The FBI embarked on the “Getcha Sting” with (1) front-office approval of a plan to conduct a “sting” directed at rabbis, (2) training of the two certified undercover agents at the FBI’s acting school in Quantico, and (3) fabrication of an authentic-looking ketubah.

The FBI first failed in initial efforts to induce criminal conduct by the Organization for the Resolution of Agunot (ORA) – a highly respected law-abiding group that currently lists and provides photos of 19 “recalcitrant husbands” living in the United States – and the Beth Din of America. The FBI undercover agents then made false representations to the Beth Din of America to obtain hazmanot and a seruv. They honed their story, claiming that the (fictitious) husband was out of the country and could not be reached by rabbis in the United States. The agents declared that no amount of effort or money would get the husband to give a Get.

Wielding the fine-tuned tale, phony ketubah, and fraudulently obtained hazmanot and seruv, the “Getcha Sting” achieved “success.” It snared three rabbis, one of whom was also a sofer.

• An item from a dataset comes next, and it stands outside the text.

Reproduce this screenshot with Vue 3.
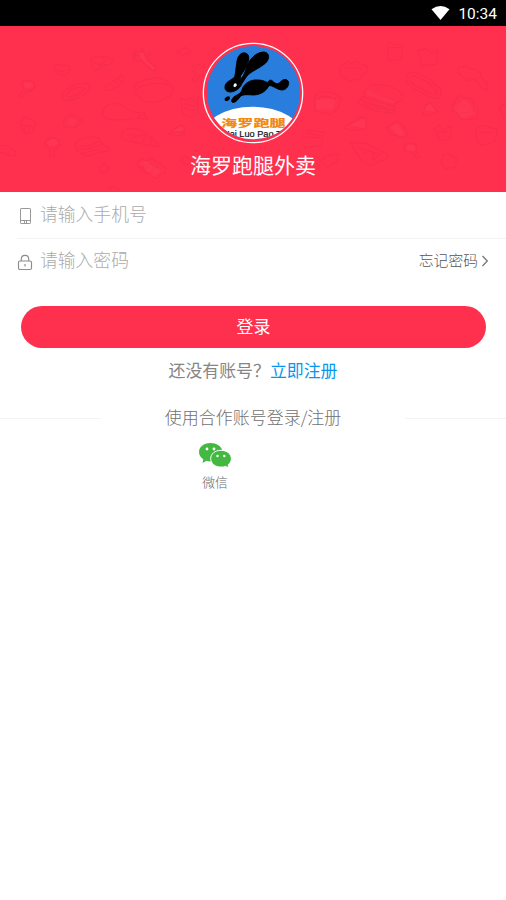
<script setup>
import { ref } from 'vue'

const phone = ref('')
const password = ref('')
</script>

<template>
  <main class="screen">
    <div class="status">
      <svg class="wifi" viewBox="0 0 20 16"><path d="M1 4.2Q10-2.3 19 4.2L10 15Z" fill="#fff" /></svg>
      <span>10:34</span>
    </div>

    <header class="hero">
      <svg class="doodles" viewBox="0 0 506 166" aria-hidden="true">
        <g transform="translate(0 -6) scale(.33333)">
          <g class="line">
            <path d="M65 190q10-14 28-7 15 6 10 20-8 12-22 8l-14 20q-12 2-7-9l12-18q-10-6-7-14Z" />
            <path d="M160 145q6-15 24-8 20-5 27 8-4 20-24 20-22-2-27-20Z M168 148l16 8 18-8" />
            <path d="M272 120q15-16 28-8 18-7 40 9-5 14-26 14l-28 17q-15-4-8-17Z M282 128l18 8 16-14" />
            <path d="M398 100l7 14-2-25 12 20 12-25 8 25 16-10-9 22 24 20q10 12-9 11l-29-28-28-2Z" />
            <path d="M530 94l30-12 12 14-22 10Z M575 142q14-16 25-6M578 150l10 12-12 18 10 5 16-22" />
            <path d="M186 232q6-28 48-40 34-6 36 6-4 24-40 38-38 13-44-4Z M199 228q8-20 32-25 24-2 22 5-8 13-28 19-22 8-26 1Z" />
            <path d="M315 211q0-17 22-26l26-20q15 11 1 28-22 18-49 18Z M332 194l14 7M341 184l14 8M351 176l12 7" />
            <path d="M402 205q5-21 22-19 13-11 30-8 15-9 29-2 14 0 20 13 18 7 17 21-5 20-25 24-20 15-44 12-29-1-36-19-13-9-13-22Z M410 207q19-15 32-11 17-9 28-5 25-4 36 6M425 211v9M445 222v9M464 207v9M488 202v9" />
            <path d="M308 286q-2-29 31-36 25 0 44 18 20 11 37 11 8-7 16 0l-4 8 10 5q2 8-11 7l-13-5q-19 5-35 5-31 3-48-1-22-1-27-12Z M419 280l-1 13" />
            <path d="M190 302l14-14 15-4 15 10 15 7-22 20q-17 9-36-4Z M198 300q20 15 40 2" />
            <path d="M63 315q-7-10 4-15 8-14 17-3 15-2 19 9 12 8-1 15l-5 19H68Z M63 315l40 6M72 322l3 14M86 322v14" />
            <path d="M136 366q15-18 33-10 17 9 7 22-7 7-14 6l2 24q-9 6-13 0l-4-25q-13-5-11-17Z" />
            <path d="M365 350q-3-17 17-24 44-2 65 20 17 14 34 33-49-2-80-14-30-3-36-15Z M383 346q18-8 25-1l-11 15M407 355q17-18 31-7l-14 20M433 366q12-16 24-12l-7 21" />
            <path d="M505 342l35-26 14 5-2 23-23 4Z M513 338l38-3M542 234l17 9 11-9 12 9 13-10-1 46-26 13-20-10Z M550 250l39 10M553 264l36 8" />
            <path d="M226 383q-5-16 17-25 29-13 57-2l8 18 19 11q-5 13-24 10l-35 13q-28-2-42-25Z M229 378q36 7 70-17M241 389q36-1 68-20M246 400q31-8 53-13" />
            <path d="M413 425l14-9 14 7 13-10 16 16 14-2 5 14 11 5q-5 15-17 15l-12 14q-13 1-16-13l-18-2-10-17q-17 4-14-18Z M427 434l11 9 13-13 12 14 13-5M446 458l20-10" />
            <path d="M0 376q25-2 43 15 10 17-5 18-13-6-38-11M300 442l13-12 13 16-10 14-18-6ZM538 421l19-13 20 15-14 12ZM326 510q15-18 32 0" />
          </g>
          <g class="tint"><path d="M72 188h22l6 13-23 4ZM197 305l17-9 20 8-18 12ZM412 98l20 1 4 22 28 21-6 6-30-27ZM518 335l23-15 10 3-1 12ZM141 366l22-10 11 10-8 12-21-1ZM419 428l20-6 44 32-21 17Z" /></g>
        </g>
        <g transform="translate(306 -6) scale(.33333)">
          <g class="line">
            <path d="M245 69l45 7-5 44-38 1Z M252 83h29M337 92l25-6 12 15 23-10-7 42-42 4Z" />
            <path d="M102 154q-4-19 11-20 13-14 24-4 16-11 27 2 20 0 23 16-5 13-17 14-4 22-22 15-14 12-26-2-20 0-20-21Z M116 148q16-11 25 0 16-10 27 0" />
            <path d="M301 180q-3-18 16-24 27 4 57 25l30 26q3 16-3 29-15 2-35-7-33-18-46-25-19-13-19-24Z M311 178q5-13 15-9 29 6 62 38 8 19-5 17-22-9-52-26-20-10-20-20Z" />
            <path d="M457 144l26-8 10 12 18-1 14 14-3 9 20 17v25l-15-8-20-27-21 5-29-23Z" />
            <path d="M178 217q2-28 51-22 46 5 61 32l-2 13-19 8-5 31q-48 1-103-27l-5-10 19-12Z M176 216l91 28M160 239l104 32M167 229l96 29M174 249l11 8 18-3 15 13 17-3 13 12" />
            <path d="M25 237q6-18 19-20l35-1 27 18-11 33-22 16-45-10Z M35 238q25-19 49 0l14-8" />
            <path d="M350 283l10-29 11-6 24 28-27 9ZM110 324l55-34 15 5v28l-32 10ZM435 267l16-32 14-10 13 12 17-3 11 26 10 6-2 30-46 4-12-18-17-9Z M445 268l26-15 35 21M457 280l48-6" />
            <path d="M241 323l32-20 17 12 16 29-14 9-35-10ZM383 327l15-12 16 14 21-11-1 38-30 5-13-17ZM510 326l23-10 41 13-6 37-46 10-12-24Z M520 338l46-2M394 337l33-2" />
            <path d="M132 367l51 4 63 32-10 18-20 4-21 12-26-12-18-28ZM155 382l74 23M179 386l-5 18M197 394l5 24M219 402l-18 20" />
            <path d="M293 382q11-17 33-9 12 12 2 21l14 16-8 5-15-19q-22 3-26-14ZM411 405l18-5 24 18-6 24-30 4-11-14ZM48 418q20-18 51-14l-8 22-25 14q-24-4-18-22ZM0 330l57 7-13 39-44 7M0 338l51 10M0 351l45 2M580 260l18-7M580 262l14 35" />
          </g>
          <g class="tint"><path d="M30 241q27-13 59 0l-9 28-51-2ZM184 212l83 31-4 7-85-29ZM355 272l16-22 18 24ZM132 316l46-22v31ZM442 265l36-28 32 46-42 10ZM300 374h22l6 17-24 4ZM253 321l22-12 20 36-15 2Z" /></g>
        </g>
      </svg>
      <svg class="logo" viewBox="36 18 306 306" role="img" aria-label="海罗跑腿">
        <defs><clipPath id="badge"><circle cx="190.500" cy="170" r="140" /></clipPath></defs>
        <circle cx="189" cy="171" r="149" fill="none" stroke="#fff" stroke-width="4" />
        <g clip-path="url(#badge)">
          <path d="M50 30h282v282H50Z" fill="#287ddd" />
          <ellipse cx="188" cy="306" rx="152" ry="94" fill="#fff" />
          <g transform="translate(90 24)" fill="#000">
            <path stroke="#000" stroke-width="3" d="M15 128C15 112 38 108 44 98C50 75 48 50 56 37C64 22 84 24 86 38C88 55 74 78 64 92C60 97 60 102 62 104C68 100 72 92 78 75C86 46 108 24 132 24C150 26 149 46 136 58C118 73 98 80 86 91C77 99 74 108 66 118C62 130 50 142 32 144C20 144 14 138 15 128Z" />
            <path stroke="#000" stroke-width="3" d="M68 132C76 116 92 107 112 108C132 108 140 116 143 116C148 104 156 108 163 116C172 122 178 118 184 111C192 104 206 105 206 118C204 130 198 138 184 138C170 136 158 124 147 124C142 136 128 152 100 153C82 152 68 150 60 158C52 170 44 178 36 174C32 168 40 158 48 155C58 150 66 144 68 132Z" />
            <ellipse cx="22" cy="164" rx="9" ry="6" transform="rotate(-30 22 164)" />
            <path d="M42 119l6-1 3 6-6 6-5-3Z" fill="#fff" />
          </g>
          <text class="brand" transform="translate(93 273) scale(1.52 1)">海罗跑腿</text>
          <text class="latin" x="99" y="303" textLength="196" lengthAdjust="spacingAndGlyphs">Hai Luo Pao Tui</text>
        </g>
      </svg>
      <h1>海罗跑腿外卖</h1>
    </header>

    <form @submit.prevent>
      <label class="field">
        <svg class="ico" viewBox="0 0 16 18"><g fill="none" stroke="#999"><rect x="3.500" y="1.500" width="10" height="15" rx=".6" /><path d="M3.500 13.500h10M7.500 13.500v3M9.500 13.500v3" /></g></svg>
        <input v-model="phone" type="tel" placeholder="请输入手机号" />
      </label>
      <label class="field second">
        <svg class="ico" viewBox="0 0 16 18"><g fill="none" stroke="#8c8c8c" stroke-width="1.150"><rect x="1.500" y="8" width="13" height="8.500" rx="1.500" /><path d="M4.300 8V6q0-3.700 3.700-3.700T11.700 6v2M8 11v2.500" /></g></svg>
        <input v-model="password" type="password" placeholder="请输入密码" />
        <a class="forgot"><span>忘记密码</span><svg viewBox="0 0 8 12"><path d="M1.500 1l4.800 5-4.800 5" fill="none" stroke="#777" stroke-width="1.300" /></svg></a>
      </label>
      <button class="login">登录</button>
    </form>

    <p class="signup">还没有账号？<a>立即注册</a></p>
    <div class="partner"><span>使用合作账号登录/注册</span></div>
    <div class="wechat">
      <svg viewBox="0 0 34 26">
        <path d="M12.500 1C5.500 1 1 5 1 10c0 3 1.600 5.500 4.300 7.200L4.500 21l4-2.200c1.600.5 3.500.7 5.500.5C23 18 25 13 24.500 9 23.500 4 18.500 1 12.500 1Z" fill="#43b941" />
        <path d="M23 8.300c-6.200 0-10.300 3.700-10.300 8.400s4.300 8.400 10.300 8.400c1.700 0 3.200-.2 4.500-.7l3.500 1.400-.8-3.100c2-1.500 3.200-3.600 3.200-6 0-4.700-4.500-8.400-10.400-8.400Z" fill="#43b941" stroke="#fff" stroke-width="1" />
        <g fill="#fff"><circle cx="9" cy="7" r="1.400" /><circle cx="16" cy="7" r="1.400" /><circle cx="19.500" cy="14" r="1.250" /><circle cx="26.300" cy="14" r="1.250" /></g>
      </svg>
      <span>微信</span>
    </div>
  </main>
</template>

<style>
body { margin: 0; background: #fff; }
</style>

<style scoped>
.screen { height: 900px; overflow: hidden; background: #fff; font-family: "Noto Sans CJK SC", sans-serif; font-weight: 300; }
.status { height: 26px; box-sizing: border-box; padding: 1px 9px 0 0; display: flex; align-items: center; justify-content: flex-end; gap: 7px; background: #000; color: #fff; font: 400 15.5px Roboto, sans-serif; }
.wifi { width: 21px; height: 16px; position: relative; top: -1px; }
.hero { position: relative; height: 166px; padding-top: 16px; box-sizing: border-box; background: #ff304e; display: flex; flex-direction: column; align-items: center; }
.doodles { position: absolute; inset: 0; width: 506px; height: 166px; }
.line { fill: none; stroke: #dc2946; stroke-opacity: .25; stroke-width: 3.5; stroke-linejoin: round; }
.tint { fill: #ff6378; fill-opacity: .13; }
.logo { position: relative; width: 102px; height: 102px; }
.brand { font: 900 32px "Noto Sans CJK SC", sans-serif; fill: #ef8a16; }
.latin { font: 400 27px "Liberation Sans", sans-serif; fill: #111; stroke: #111; stroke-width: .6; }
h1 { position: relative; margin: 5px 0 0; font-size: 21px; line-height: 30px; font-weight: 400; color: #fff; }
.field { display: flex; align-items: center; height: 47px; box-sizing: border-box; margin-left: 17px; padding: 0 17px 1px 0; border-bottom: 1px solid #f3f3f3; }
.field.second { border: 0; height: 43px; padding-bottom: 0; }
.ico { width: 16px; height: 18px; flex: none; margin-right: 7px; position: relative; top: 1px; }
input { flex: 1; min-width: 0; padding: 0 0 3px; border: 0; outline: 0; background: none; font: inherit; font-size: 17.8px; line-height: 26px; color: #333; }
input::placeholder { color: #aaa; opacity: 1; }
.forgot { display: flex; align-items: center; gap: 3px; font-size: 14.8px; color: #555; }
.forgot span { padding-bottom: 3px; }
.forgot svg { width: 8px; height: 12px; }
.login { display: block; width: 465px; height: 42px; margin: 24px 0 0 21px; padding: 0 0 3px; border: 0; border-radius: 21px; background: #ff304e; color: #fff; font: 400 17px "Noto Sans CJK SC", sans-serif; }
.signup { margin: 9px 0 0; text-align: center; font-size: 16.9px; line-height: 26px; font-weight: 400; color: #858585; }
.signup a { color: #0796ed; }
.partner { display: flex; align-items: center; justify-content: space-between; margin-top: 20px; height: 26px; font-size: 17px; color: #707070; }
.partner::before, .partner::after { content: ""; width: 101px; height: 1px; margin-top: 5px; background: #f3f3f3; }
.wechat { width: 34px; margin: 13px 0 0 198px; display: flex; flex-direction: column; align-items: center; color: #666; font-size: 12.8px; line-height: 18px; }
.wechat svg { width: 34px; height: 26px; margin-bottom: 5px; }
</style>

The rabbis believed the husband was a real human being who had left his wife an agunah and relocated to South America. Seven men with yeshiva backgrounds were recruited to travel to a warehouse in New Jersey in October 2013 with the sofer to surprise the recalcitrant husband and to serve as witnesses and a shliach le-kabbalah (the agunah’s agent to receive the Get). The FBI rigged the warehouse with cameras and recorders. It arrested the entire group and the two prominent rabbis who had been filmed by the FBI during the planning of the trip.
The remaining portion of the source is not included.